Directions: Word for word, give the material below again, minus any images.

Raw data:
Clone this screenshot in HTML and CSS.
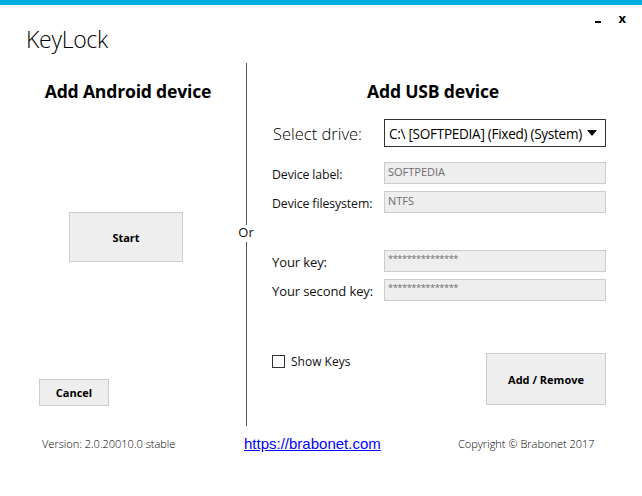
FILE: index.html
```html
<!DOCTYPE html>
<html lang="en">
<head>
<meta charset="utf-8"/>
<meta content="width=device-width, initial-scale=1" name="viewport"/>
<title>KeyLock</title>
<link rel="stylesheet" href="styles.css">
</head>
<body>
<div class="topbar"></div>
<div class="header">
  <div class="app-title">KeyLock</div>
  <div class="win-controls">
    <span class="win-min"></span>
    <span class="win-close">x</span>
  </div>
</div>
<div class="main">
  <div class="col-left">
    <div class="heading">Add Android device</div>
    <button class="btn btn-start">Start</button>
    <button class="btn btn-cancel">Cancel</button>
  </div>
  <div class="divider">
    <div class="line line-top"></div>
    <div class="or">Or</div>
    <div class="line line-bottom"></div>
  </div>
  <div class="col-right">
    <div class="heading heading-usb">Add USB device</div>
    <div class="row row-drive">
      <div class="label-big">Select drive:</div>
      <div class="select">
        <span class="select-text">C:\ [SOFTPEDIA] (Fixed) (System)</span>
        <span class="caret"></span>
      </div>
    </div>
    <div class="row row-first">
      <div class="label">Device label:</div>
      <input class="field" type="text" value="SOFTPEDIA" readonly/>
    </div>
    <div class="row">
      <div class="label">Device filesystem:</div>
      <input class="field" type="text" value="NTFS" readonly/>
    </div>
    <div class="row row-key">
      <div class="label label-key">Your key:</div>
      <input class="field field-key" type="text" value="***************" readonly/>
    </div>
    <div class="row">
      <div class="label label-key">Your second key:</div>
      <input class="field field-key" type="text" value="***************" readonly/>
    </div>
    <div class="bottom-row">
      <label class="check"><span class="box"></span> Show Keys</label>
      <button class="btn btn-add">Add / Remove</button>
    </div>
  </div>
</div>
<div class="footer">
  <div class="version">Version: 2.0.20010.0 stable</div>
  <a class="link" href="#">https://brabonet.com</a>
  <div class="copyright">Copyright © Brabonet 2017</div>
</div>
</body>
</html>
```

FILE: styles.css
```css
body {
  margin: 0;
  padding: 0;
  background: white;
  font-family: "Open Sans", "Noto Sans", sans-serif;
  color: #000;
  width: 642px;
  height: 496px;
  overflow: hidden;
}
.topbar {
  height: 5px;
  background: #00acdc;
}
.header {
  height: 58px;
  display: flex;
  justify-content: space-between;
  align-items: flex-start;
}
.app-title {
  font-size: 23px;
  font-weight: 300;
  padding: 20px 0 0 26px;
  line-height: 28px;
  letter-spacing: -0.3px;
}
.win-controls {
  display: flex;
  align-items: center;
  gap: 17px;
  padding: 6px 16px 0 0;
}
.win-min {
  width: 6px;
  height: 2px;
  background: #000;
  margin-top: 7px;
}
.win-close {
  font-size: 13px;
  font-weight: bold;
  line-height: 14px;
}
.main {
  height: 363px;
  display: flex;
}
.col-left {
  width: 216px;
  padding: 16px 0 0 20px;
  display: flex;
  flex-direction: column;
  align-items: center;
}
.heading {
  font-size: 17.6px;
  font-weight: bold;
  line-height: 24px;
  text-align: center;
  letter-spacing: -0.2px;
}
.btn {
  background: #eeeeee;
  border: 1px solid #cccccc;
  font-family: "Open Sans", "Noto Sans", sans-serif;
  font-weight: bold;
  font-size: 11px;
  color: #000;
  padding: 0;
  box-sizing: border-box;
}
.btn-start {
  width: 114px;
  height: 50px;
  margin-top: 109px;
  margin-right: 4px;
}
.btn-cancel {
  width: 70px;
  height: 27px;
  margin-top: 117px;
  align-self: flex-start;
  margin-left: 19px;
}
.divider {
  width: 20px;
  display: flex;
  flex-direction: column;
  align-items: center;
}
.line {
  width: 1px;
  background: #555;
}
.line-top {
  height: 162px;
}
.line-bottom {
  flex: 1;
}
.or {
  font-size: 13px;
  line-height: 15px;
  padding: 0 0 2px 0;
  color: #111;
}
.col-right {
  width: 334px;
  padding: 16px 0 0 16px;
}
.heading-usb {
  padding-right: 12px;
}
.row {
  display: flex;
  align-items: center;
  margin-top: 7px;
}
.row-drive {
  margin-top: 16px;
}
.row-first {
  margin-top: 15px;
}
.row-key {
  margin-top: 37px;
}
.label-big {
  width: 112px;
  font-size: 16.5px;
  font-weight: 300;
  padding-left: 1px;
  box-sizing: border-box;
}
.label {
  width: 112px;
  font-size: 12.3px;
  color: #111;
  padding-top: 2px;
  letter-spacing: -0.1px;
}
.label-key {
  font-size: 13px;
}
.select {
  width: 222px;
  height: 28px;
  box-sizing: border-box;
  border: 1px solid #333;
  display: flex;
  align-items: center;
  padding-left: 4px;
  position: relative;
  overflow: hidden;
}
.select-text {
  font-size: 13.6px;
  white-space: nowrap;
  letter-spacing: -0.3px;
}
.caret {
  position: absolute;
  right: 8px;
  top: 10px;
  width: 0;
  height: 0;
  border-left: 5px solid transparent;
  border-right: 5px solid transparent;
  border-top: 6px solid #000;
}
.field {
  width: 222px;
  height: 22px;
  box-sizing: border-box;
  border: 1px solid #cccccc;
  background: #eeeeee;
  color: #6d6d6d;
  font-family: "Open Sans", "Noto Sans", sans-serif;
  font-size: 11px;
  padding: 0 0 4px 3px;
  margin: 0;
  outline: none;
}
.field-key {
  font-size: 9.4px;
  letter-spacing: -0.5px;
  padding-bottom: 6px;
}
.bottom-row {
  display: flex;
  justify-content: space-between;
  align-items: flex-start;
  margin-top: 52px;
}
.check {
  display: flex;
  align-items: center;
  gap: 6px;
  font-size: 12px;
  color: #111;
}
.box {
  width: 11px;
  height: 11px;
  border: 1px solid #333;
  background: white;
}
.btn-add {
  width: 120px;
  height: 52px;
}
.footer {
  display: flex;
  align-items: center;
  height: 34px;
  font-size: 11px;
  font-weight: 300;
}
.version {
  width: 202px;
  padding-left: 42px;
}
.link {
  width: 214px;
  font-family: "Liberation Sans", Arial, sans-serif;
  font-size: 15px;
  color: #0000ff;
  text-decoration: underline;
}
```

Result of the exercise:
Clone this screenshot in HTML and CSS.
FILE: index.html
```html
<!DOCTYPE html>
<html lang="en">
<head>
<meta charset="utf-8"/>
<meta content="width=device-width, initial-scale=1" name="viewport"/>
<title>KeyLock</title>
<link rel="stylesheet" href="styles.css">
</head>
<body>
<div class="topbar"></div>
<div class="header">
  <div class="app-title">KeyLock</div>
  <div class="win-controls">
    <span class="win-min"></span>
    <span class="win-close">x</span>
  </div>
</div>
<div class="main">
  <div class="col-left">
    <div class="heading">Add Android device</div>
    <button class="btn btn-start">Start</button>
    <button class="btn btn-cancel">Cancel</button>
  </div>
  <div class="divider">
    <div class="line line-top"></div>
    <div class="or">Or</div>
    <div class="line line-bottom"></div>
  </div>
  <div class="col-right">
    <div class="heading heading-usb">Add USB device</div>
    <div class="row row-drive">
      <div class="label-big">Select drive:</div>
      <div class="select">
        <span class="select-text">C:\ [SOFTPEDIA] (Fixed) (System)</span>
        <span class="caret"></span>
      </div>
    </div>
    <div class="row row-first">
      <div class="label">Device label:</div>
      <input class="field" type="text" value="SOFTPEDIA" readonly/>
    </div>
    <div class="row">
      <div class="label">Device filesystem:</div>
      <input class="field" type="text" value="NTFS" readonly/>
    </div>
    <div class="row row-key">
      <div class="label label-key">Your key:</div>
      <input class="field field-key" type="text" value="***************" readonly/>
    </div>
    <div class="row">
      <div class="label label-key">Your second key:</div>
      <input class="field field-key" type="text" value="***************" readonly/>
    </div>
    <div class="bottom-row">
      <label class="check"><span class="box"></span> Show Keys</label>
      <button class="btn btn-add">Add / Remove</button>
    </div>
  </div>
</div>
<div class="footer">
  <div class="version">Version: 2.0.20010.0 stable</div>
  <a class="link" href="#">https://brabonet.com</a>
  <div class="copyright">Copyright © Brabonet 2017</div>
</div>
</body>
</html>
```

FILE: styles.css
```css
body {
  margin: 0;
  padding: 0;
  background: white;
  font-family: "Open Sans", "Noto Sans", sans-serif;
  color: #000;
  width: 642px;
  height: 496px;
  overflow: hidden;
}
.topbar {
  height: 5px;
  background: #00acdc;
}
.header {
  height: 58px;
  display: flex;
  justify-content: space-between;
  align-items: flex-start;
}
.app-title {
  font-size: 23px;
  font-weight: 300;
  padding: 20px 0 0 26px;
  line-height: 28px;
  letter-spacing: -0.3px;
}
.win-controls {
  display: flex;
  align-items: center;
  gap: 17px;
  padding: 6px 16px 0 0;
}
.win-min {
  width: 6px;
  height: 2px;
  background: #000;
  margin-top: 7px;
}
.win-close {
  font-size: 13px;
  font-weight: bold;
  line-height: 14px;
}
.main {
  height: 363px;
  display: flex;
}
.col-left {
  width: 216px;
  padding: 16px 0 0 20px;
  display: flex;
  flex-direction: column;
  align-items: center;
}
.heading {
  font-size: 17.6px;
  font-weight: bold;
  line-height: 24px;
  text-align: center;
  letter-spacing: -0.2px;
}
.btn {
  background: #eeeeee;
  border: 1px solid #cccccc;
  font-family: "Open Sans", "Noto Sans", sans-serif;
  font-weight: bold;
  font-size: 11px;
  color: #000;
  padding: 0;
  box-sizing: border-box;
}
.btn-start {
  width: 114px;
  height: 50px;
  margin-top: 109px;
  margin-right: 4px;
}
.btn-cancel {
  width: 70px;
  height: 27px;
  margin-top: 117px;
  align-self: flex-start;
  margin-left: 19px;
}
.divider {
  width: 20px;
  display: flex;
  flex-direction: column;
  align-items: center;
}
.line {
  width: 1px;
  background: #555;
}
.line-top {
  height: 162px;
}
.line-bottom {
  flex: 1;
}
.or {
  font-size: 13px;
  line-height: 15px;
  padding: 0 0 2px 0;
  color: #111;
}
.col-right {
  width: 334px;
  padding: 16px 0 0 16px;
}
.heading-usb {
  padding-right: 12px;
}
.row {
  display: flex;
  align-items: center;
  margin-top: 7px;
}
.row-drive {
  margin-top: 16px;
}
.row-first {
  margin-top: 15px;
}
.row-key {
  margin-top: 37px;
}
.label-big {
  width: 112px;
  font-size: 16.5px;
  font-weight: 300;
  padding-left: 1px;
  box-sizing: border-box;
}
.label {
  width: 112px;
  font-size: 12.3px;
  color: #111;
  padding-top: 2px;
  letter-spacing: -0.1px;
}
.label-key {
  font-size: 13px;
}
.select {
  width: 222px;
  height: 28px;
  box-sizing: border-box;
  border: 1px solid #333;
  display: flex;
  align-items: center;
  padding-left: 4px;
  position: relative;
  overflow: hidden;
}
.select-text {
  font-size: 13.6px;
  white-space: nowrap;
  letter-spacing: -0.3px;
}
.caret {
  position: absolute;
  right: 8px;
  top: 10px;
  width: 0;
  height: 0;
  border-left: 5px solid transparent;
  border-right: 5px solid transparent;
  border-top: 6px solid #000;
}
.field {
  width: 222px;
  height: 22px;
  box-sizing: border-box;
  border: 1px solid #cccccc;
  background: #eeeeee;
  color: #6d6d6d;
  font-family: "Open Sans", "Noto Sans", sans-serif;
  font-size: 11px;
  padding: 0 0 4px 3px;
  margin: 0;
  outline: none;
}
.field-key {
  font-size: 9.4px;
  letter-spacing: -0.5px;
  padding-bottom: 6px;
}
.bottom-row {
  display: flex;
  justify-content: space-between;
  align-items: flex-start;
  margin-top: 52px;
}
.check {
  display: flex;
  align-items: center;
  gap: 6px;
  font-size: 12px;
  color: #111;
}
.box {
  width: 11px;
  height: 11px;
  border: 1px solid #333;
  background: white;
}
.btn-add {
  width: 120px;
  height: 52px;
}
.footer {
  display: flex;
  align-items: center;
  height: 34px;
  font-size: 11px;
  font-weight: 300;
}
.version {
  width: 202px;
  padding-left: 42px;
}
.link {
  width: 214px;
  font-family: "Liberation Sans", Arial, sans-serif;
  font-size: 15px;
  color: #0000ff;
  text-decoration: underline;
}
```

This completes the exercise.